Aim of the task
Transcribe the material word for word, but without the images.

Provided material

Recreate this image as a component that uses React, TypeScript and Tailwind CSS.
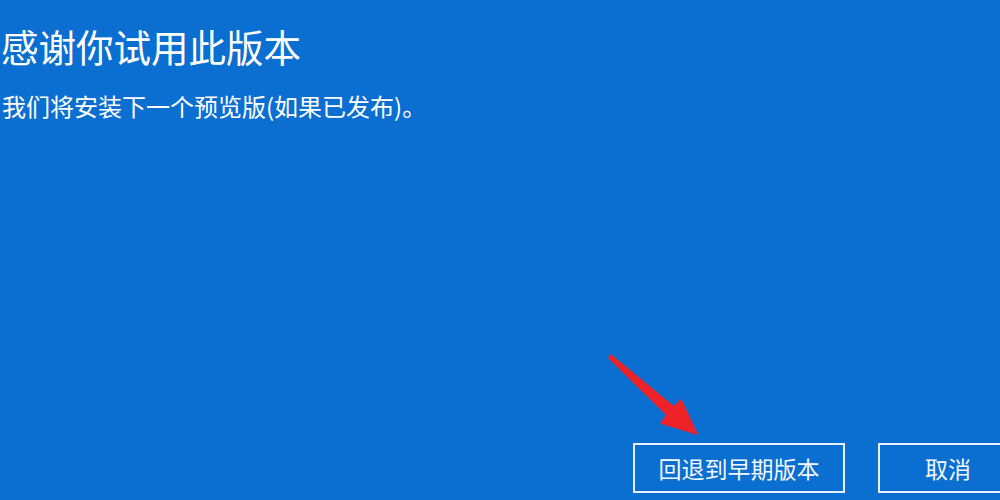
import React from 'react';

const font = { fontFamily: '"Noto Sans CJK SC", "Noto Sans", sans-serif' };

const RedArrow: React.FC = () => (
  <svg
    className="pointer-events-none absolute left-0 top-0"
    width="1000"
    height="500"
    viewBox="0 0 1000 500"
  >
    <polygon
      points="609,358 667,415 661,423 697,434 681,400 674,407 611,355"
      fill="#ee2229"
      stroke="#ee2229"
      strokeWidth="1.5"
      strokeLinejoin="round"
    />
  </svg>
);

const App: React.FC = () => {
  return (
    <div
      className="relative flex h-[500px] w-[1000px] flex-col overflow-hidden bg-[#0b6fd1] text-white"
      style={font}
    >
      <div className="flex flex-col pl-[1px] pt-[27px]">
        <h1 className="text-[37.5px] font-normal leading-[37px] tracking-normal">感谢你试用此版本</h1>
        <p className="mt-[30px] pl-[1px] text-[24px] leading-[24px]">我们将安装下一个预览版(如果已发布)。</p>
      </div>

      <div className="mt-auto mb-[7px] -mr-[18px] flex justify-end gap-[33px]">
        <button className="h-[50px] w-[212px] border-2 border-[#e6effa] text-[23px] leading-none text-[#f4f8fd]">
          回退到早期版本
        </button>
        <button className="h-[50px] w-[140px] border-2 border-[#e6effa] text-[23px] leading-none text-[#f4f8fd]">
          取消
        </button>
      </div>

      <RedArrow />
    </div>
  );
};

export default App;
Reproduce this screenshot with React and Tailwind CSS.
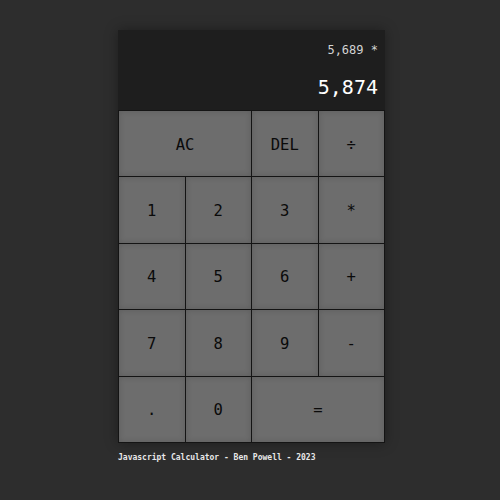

Solution for this problem
Recreate this image as a component that uses React, TypeScript and Tailwind CSS.
import React from 'react';

const font = { fontFamily: '"Noto Sans CJK SC", "Noto Sans", sans-serif' };

const RedArrow: React.FC = () => (
  <svg
    className="pointer-events-none absolute left-0 top-0"
    width="1000"
    height="500"
    viewBox="0 0 1000 500"
  >
    <polygon
      points="609,358 667,415 661,423 697,434 681,400 674,407 611,355"
      fill="#ee2229"
      stroke="#ee2229"
      strokeWidth="1.5"
      strokeLinejoin="round"
    />
  </svg>
);

const App: React.FC = () => {
  return (
    <div
      className="relative flex h-[500px] w-[1000px] flex-col overflow-hidden bg-[#0b6fd1] text-white"
      style={font}
    >
      <div className="flex flex-col pl-[1px] pt-[27px]">
        <h1 className="text-[37.5px] font-normal leading-[37px] tracking-normal">感谢你试用此版本</h1>
        <p className="mt-[30px] pl-[1px] text-[24px] leading-[24px]">我们将安装下一个预览版(如果已发布)。</p>
      </div>

      <div className="mt-auto mb-[7px] -mr-[18px] flex justify-end gap-[33px]">
        <button className="h-[50px] w-[212px] border-2 border-[#e6effa] text-[23px] leading-none text-[#f4f8fd]">
          回退到早期版本
        </button>
        <button className="h-[50px] w-[140px] border-2 border-[#e6effa] text-[23px] leading-none text-[#f4f8fd]">
          取消
        </button>
      </div>

      <RedArrow />
    </div>
  );
};

export default App;
Reproduce this screenshot with React and Tailwind CSS.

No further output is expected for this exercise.